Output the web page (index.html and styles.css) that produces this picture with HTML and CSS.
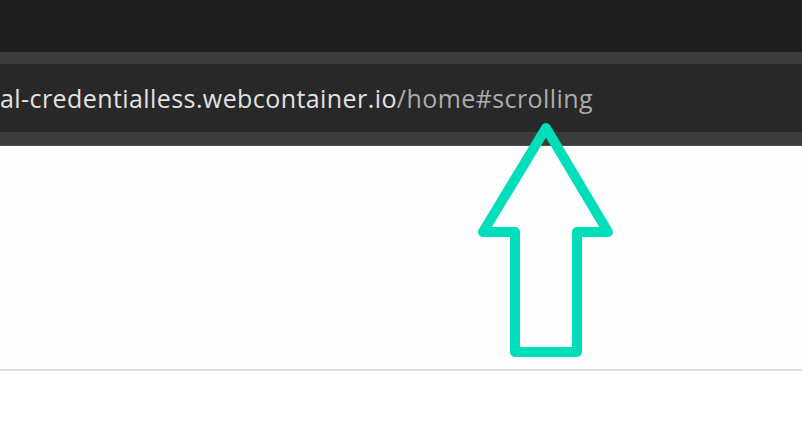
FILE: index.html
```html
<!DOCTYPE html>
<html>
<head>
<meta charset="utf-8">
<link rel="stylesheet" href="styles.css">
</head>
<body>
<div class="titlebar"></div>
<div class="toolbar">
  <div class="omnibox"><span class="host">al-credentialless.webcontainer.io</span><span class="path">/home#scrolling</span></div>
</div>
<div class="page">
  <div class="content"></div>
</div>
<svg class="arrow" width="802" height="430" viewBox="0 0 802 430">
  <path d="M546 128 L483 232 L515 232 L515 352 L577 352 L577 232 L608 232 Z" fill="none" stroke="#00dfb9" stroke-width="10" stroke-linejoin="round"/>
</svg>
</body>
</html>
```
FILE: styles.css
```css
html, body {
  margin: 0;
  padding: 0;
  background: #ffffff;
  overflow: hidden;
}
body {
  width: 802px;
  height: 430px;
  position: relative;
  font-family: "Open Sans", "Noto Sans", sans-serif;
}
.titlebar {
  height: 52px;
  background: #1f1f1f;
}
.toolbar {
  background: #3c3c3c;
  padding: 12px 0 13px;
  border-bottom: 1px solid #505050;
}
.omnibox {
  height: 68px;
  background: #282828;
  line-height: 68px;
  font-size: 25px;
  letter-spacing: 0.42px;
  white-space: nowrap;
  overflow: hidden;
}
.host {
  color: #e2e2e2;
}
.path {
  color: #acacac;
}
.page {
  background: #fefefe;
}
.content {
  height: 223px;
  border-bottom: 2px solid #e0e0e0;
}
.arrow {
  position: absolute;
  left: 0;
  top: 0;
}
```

== OBJECTIVE ==
Select the lines in this material that hold the word "page", leaving none out.

== PROBLEM SOLUTION ==
Output the web page (index.html and styles.css) that produces this picture with HTML and CSS.
<div class="page">
.page {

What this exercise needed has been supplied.